Let $X$ and $Y$ be metric spaces. Define the distance between functions $f, g$ from $X$ to $Y$ as $$d(f, g) = \sup_{x \in X} \frac{d(f(x), g(x))}{1+d(f(x), g(x))}$$
Is it true that if $f_n:X \to Y$ is uniformly continuous for each $n \in \mathbb{N}$, and $(f_n) \rightrightarrows f$ (i.e., converges uniformly) then $f$ is uniformly continuous?

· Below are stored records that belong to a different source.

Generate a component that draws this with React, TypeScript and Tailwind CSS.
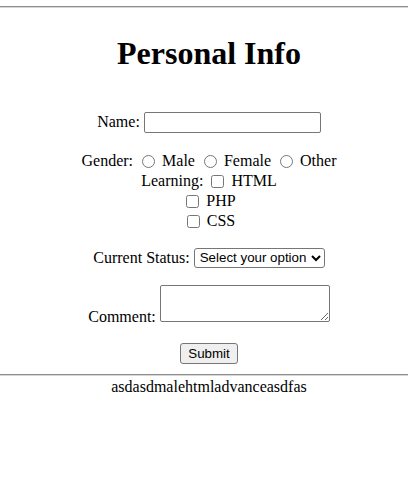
export default function App() {
  return (
    <div className="min-h-[478px] bg-white font-['Liberation_Serif',serif] text-[16px] leading-[18px] text-black">
      <div className="h-[6px]" />
      <hr className="border-0 border-t border-b border-t-[#8e8e8e] border-b-[#d6d6d6]" />

      <div className="pl-[10px] text-center">
        <h1 className="mt-[27px] text-[32px] leading-[37px] font-bold">Personal Info</h1>

        <form onSubmit={(e) => e.preventDefault()}>
          <div className="mt-[38px] flex h-[24px] items-center justify-center">
            <label htmlFor="name">Name:</label>
            <input
              id="name"
              type="text"
              className="ml-[4px] h-[21px] w-[177px] rounded-[2px] border border-[#767676] px-[2px] text-[13px]"
            />
          </div>

          <div className="mt-[17px] flex h-[20px] items-center justify-center">
            <span>Gender:</span>
            <input type="radio" name="gender" className="mr-[7px] ml-[9px] h-[13px] w-[13px]" />
            <span>Male</span>
            <input type="radio" name="gender" className="mr-[7px] ml-[9px] h-[13px] w-[13px]" />
            <span>Female</span>
            <input type="radio" name="gender" className="mr-[7px] ml-[9px] h-[13px] w-[13px]" />
            <span>Other</span>
          </div>

          <div className="flex h-[20px] items-center justify-center">
            <span>Learning:</span>
            <input type="checkbox" className="mr-[7px] ml-[8px] h-[13px] w-[13px]" />
            <span>HTML</span>
          </div>
          <div className="flex h-[20px] items-center justify-center">
            <input type="checkbox" className="mr-[7px] ml-[4px] h-[13px] w-[13px]" />
            <span>PHP</span>
          </div>
          <div className="flex h-[20px] items-center justify-center">
            <input type="checkbox" className="mr-[7px] ml-[4px] h-[13px] w-[13px]" />
            <span>CSS</span>
          </div>

          <div className="mt-[16px] flex h-[21px] items-center justify-center">
            <label htmlFor="status">Current Status:</label>
            <select
              id="status"
              defaultValue=""
              className="ml-[4px] h-[20px] w-[131px] rounded-[3px] border border-[#767676] pl-[1px] font-['Liberation_Sans',sans-serif] text-[13.33px]"
            >
              <option value="">Select your option</option>
              <option value="student">Student</option>
              <option value="working">Working</option>
            </select>
          </div>

          <div className="mt-[17px] flex items-end justify-center">
            <label htmlFor="comment" className="leading-[18px]">Comment:</label>
            <textarea
              id="comment"
              className="mb-[4px] ml-[4px] h-[37px] w-[170px] rounded-[2px] border border-[#767676]"
            />
          </div>

          <div className="mt-[17px] flex justify-center">
            <button
              type="submit"
              className="h-[21px] w-[58px] rounded-[3px] border border-[#767676] bg-[#efefef] font-['Liberation_Sans',sans-serif] text-[13.33px] leading-[15px]"
            >
              Submit
            </button>
          </div>
        </form>
      </div>

      <hr className="mt-[10px] border-0 border-t border-b border-t-[#8e8e8e] border-b-[#d6d6d6]" />
      <p className="pl-[10px] pt-[2px] text-center">asdasdmalehtmladvanceasdfas</p>
    </div>
  );
}
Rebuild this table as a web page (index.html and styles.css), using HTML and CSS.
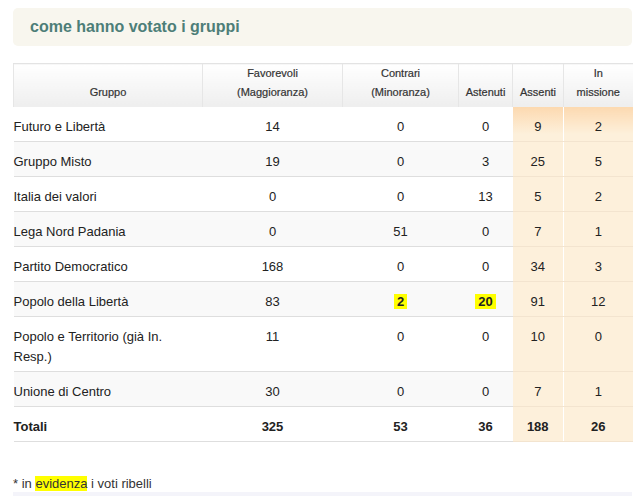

I claim that it's true, and here's my proof. Let $\epsilon > 0$ be given. Since $(f_n) \rightrightarrows f$, there is some $N$ such that $d(f_N(x), f(x)) < \epsilon/3$ for all $x \in X$. Choose $\delta$ such that $d(f_N(x_1), f_N(x_2)) < \epsilon/3$ whenever $d(x_1, x_2) < \delta$. Then, whenever $d(x_1, x_2) < \delta$, we have $$d(f(x_1), f(x_2)) \leq d(f(x_1), f_N(x_1)) + d(f_N(x_1), f_N(x_2)) + d(f_N(x_2), f(x_2)) < \epsilon/3 + \epsilon/3 + \epsilon/3 = \epsilon$$ Therefore $f$ is uniformly continuous.
This problem appears in Pugh's Real Mathematical Analysis. The problem has two parts. In part (a), the problem is posed for functions from $\mathbb{R}$ to $\mathbb{R}$, and then part (b) says, "What happens for functions from one metric space to another instead of $\mathbb{R}$ to $\mathbb{R}$?"

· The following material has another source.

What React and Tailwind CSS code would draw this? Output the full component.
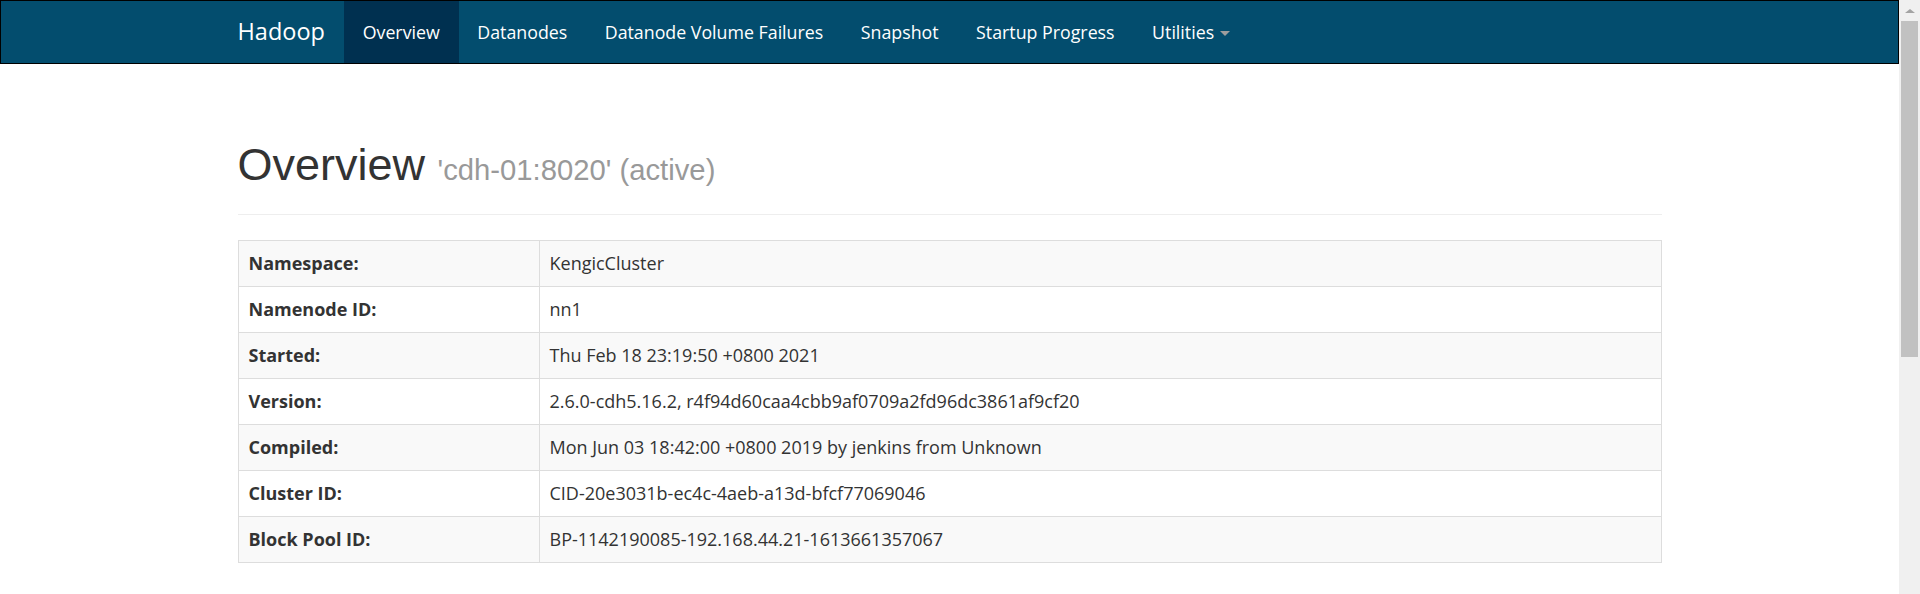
import React from 'react';

const navItems = [
  { label: 'Overview', active: true },
  { label: 'Datanodes' },
  { label: 'Datanode Volume Failures' },
  { label: 'Snapshot' },
  { label: 'Startup Progress' },
  { label: 'Utilities', dropdown: true },
];

const rows = [
  ['Namespace:', 'KengicCluster'],
  ['Namenode ID:', 'nn1'],
  ['Started:', 'Thu Feb 18 23:19:50 +0800 2021'],
  ['Version:', '2.6.0-cdh5.16.2, r4f94d60caa4cbb9af0709a2fd96dc3861af9cf20'],
  ['Compiled:', 'Mon Jun 03 18:42:00 +0800 2019 by jenkins from Unknown'],
  ['Cluster ID:', 'CID-20e3031b-ec4c-4aeb-a13d-bfcf77069046'],
  ['Block Pool ID:', 'BP-1142190085-192.168.44.21-1613661357067'],
];

function Navbar() {
  return (
    <nav className="h-[64px] border border-black bg-[#034d6e] font-['Open_Sans',sans-serif]">
      <div className="w-[1424px] mx-auto flex h-full">
        <a className="-ml-[19px] px-[19px] flex items-center text-[23.5px] text-white pb-[1px]">Hadoop</a>
        <ul className="flex">
          {navItems.map(item => (
            <li
              key={item.label}
              className={`px-[18.75px] pt-[18.75px] text-[17.8px] leading-[25px] text-white ${item.active ? 'bg-[#003050]' : ''}`}
            >
              {item.label}
              {item.dropdown && (
                <span className="inline-block ml-[6px] align-middle w-0 h-0 border-t-[5px] border-x-[5px] border-t-[#9d9d9d] border-x-transparent" />
              )}
            </li>
          ))}
        </ul>
      </div>
    </nav>
  );
}

function Scrollbar() {
  return (
    <div className="w-[21px] shrink-0 bg-[#f0f0f0] flex flex-col items-center">
      <div className="h-[21px] flex items-center justify-center">
        <span className="w-0 h-0 border-b-[4px] border-x-[5px] border-b-[#a3a3a3] border-x-transparent" />
      </div>
      <div className="w-[17px] h-[336px] bg-[#c1c1c1]" />
    </div>
  );
}

export default function App() {
  return (
    <div className="flex h-[594px] overflow-hidden bg-white">
      <div className="flex-1 min-w-0">
        <Navbar />
        <div className="w-[1424px] mx-auto pt-[76px]">
          <div className="pb-[24px] border-b border-[#eeeeee] mb-[25px]">
            <h1 className="font-['Liberation_Sans',Arial,sans-serif] text-[45px] leading-[49.5px] text-[#333333] font-medium">
              Overview{' '}
              <small className="text-[29.25px] leading-none text-[#999999] font-normal">'cdh-01:8020' (active)</small>
            </h1>
          </div>
          <table className="w-full border-collapse border border-[#dddddd] font-['Open_Sans',sans-serif] text-[18px] leading-[25px] text-[#333333]">
            <tbody>
              {rows.map(([label, value], i) => (
                <tr key={label} className={i % 2 === 0 ? 'bg-[#f9f9f9]' : 'bg-white'}>
                  <th className="w-[301px] border border-[#dddddd] p-[10px] text-left font-bold">{label}</th>
                  <td className="border border-[#dddddd] p-[10px]">{value}</td>
                </tr>
              ))}
            </tbody>
          </table>
        </div>
      </div>
      <Scrollbar />
    </div>
  );
}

Now I'm confused that the problem has two parts and the second part does not appear to be different in any substantial way from the first part. This makes me think that my proof must be flawed, or that there is a really trivial proof for $X = Y = \mathbb{R}$ (i.e., easier than this one) which doesn't work for general metric spaces. Otherwise why would the question have two parts like that?

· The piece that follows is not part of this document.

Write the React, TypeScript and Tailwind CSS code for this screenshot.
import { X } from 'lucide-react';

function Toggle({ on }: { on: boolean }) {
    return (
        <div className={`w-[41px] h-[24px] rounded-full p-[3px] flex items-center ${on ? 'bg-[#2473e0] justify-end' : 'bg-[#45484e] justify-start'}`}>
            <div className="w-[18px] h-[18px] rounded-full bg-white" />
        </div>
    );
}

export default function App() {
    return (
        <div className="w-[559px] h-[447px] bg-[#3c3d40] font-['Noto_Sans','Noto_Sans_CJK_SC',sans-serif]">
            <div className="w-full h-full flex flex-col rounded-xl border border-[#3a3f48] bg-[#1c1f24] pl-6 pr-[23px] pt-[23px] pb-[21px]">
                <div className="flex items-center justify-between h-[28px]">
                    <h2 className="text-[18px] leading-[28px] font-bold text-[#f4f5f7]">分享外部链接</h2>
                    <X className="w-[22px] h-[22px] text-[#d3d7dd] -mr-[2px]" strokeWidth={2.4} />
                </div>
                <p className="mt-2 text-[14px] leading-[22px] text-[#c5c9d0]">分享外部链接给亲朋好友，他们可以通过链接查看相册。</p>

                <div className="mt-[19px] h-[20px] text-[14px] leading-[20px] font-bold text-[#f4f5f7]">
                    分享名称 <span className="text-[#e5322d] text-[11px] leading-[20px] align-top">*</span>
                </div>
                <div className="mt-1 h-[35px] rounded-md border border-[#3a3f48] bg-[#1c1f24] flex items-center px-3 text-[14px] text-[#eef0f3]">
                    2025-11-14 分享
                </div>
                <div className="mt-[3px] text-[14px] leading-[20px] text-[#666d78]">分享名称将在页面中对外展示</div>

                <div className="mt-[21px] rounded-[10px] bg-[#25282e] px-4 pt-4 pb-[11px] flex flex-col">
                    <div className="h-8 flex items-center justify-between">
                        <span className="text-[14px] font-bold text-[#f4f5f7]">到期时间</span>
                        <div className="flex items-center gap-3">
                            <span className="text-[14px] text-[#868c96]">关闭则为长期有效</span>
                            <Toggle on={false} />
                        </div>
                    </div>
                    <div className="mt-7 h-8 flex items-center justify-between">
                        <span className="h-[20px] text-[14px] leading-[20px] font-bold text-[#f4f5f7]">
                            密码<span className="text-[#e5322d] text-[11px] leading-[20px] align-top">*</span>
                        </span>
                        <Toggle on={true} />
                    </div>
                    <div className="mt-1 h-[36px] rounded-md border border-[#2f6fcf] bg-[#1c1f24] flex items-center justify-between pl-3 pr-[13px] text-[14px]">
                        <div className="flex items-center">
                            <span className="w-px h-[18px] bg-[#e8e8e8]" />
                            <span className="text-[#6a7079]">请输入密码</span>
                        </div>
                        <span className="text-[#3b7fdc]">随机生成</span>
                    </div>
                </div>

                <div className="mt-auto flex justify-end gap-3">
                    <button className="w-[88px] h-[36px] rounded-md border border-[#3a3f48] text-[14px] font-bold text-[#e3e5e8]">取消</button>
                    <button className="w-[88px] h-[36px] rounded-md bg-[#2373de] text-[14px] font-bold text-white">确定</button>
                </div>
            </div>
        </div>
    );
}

There is a step missing. You have to show that convergence in the function space metric $d$ (could you use a different symbol for that, $\tilde d$ or $d_F$ or ...) implies the usual uniform convergence for the function values.
That is, start with $d(f,f_N)<ϵ_0$, so that for any $x$ $$ 1-\frac{1}{1+d(f(x),f_N(x))}<ϵ_0 $$ and conclude $$d(f(x),f_N(x))<\frac{ϵ_0}{1-ϵ_0}.$$
Then set $\frac{ϵ_0}{1-ϵ_0}=\fracϵ3$ and continue as you did.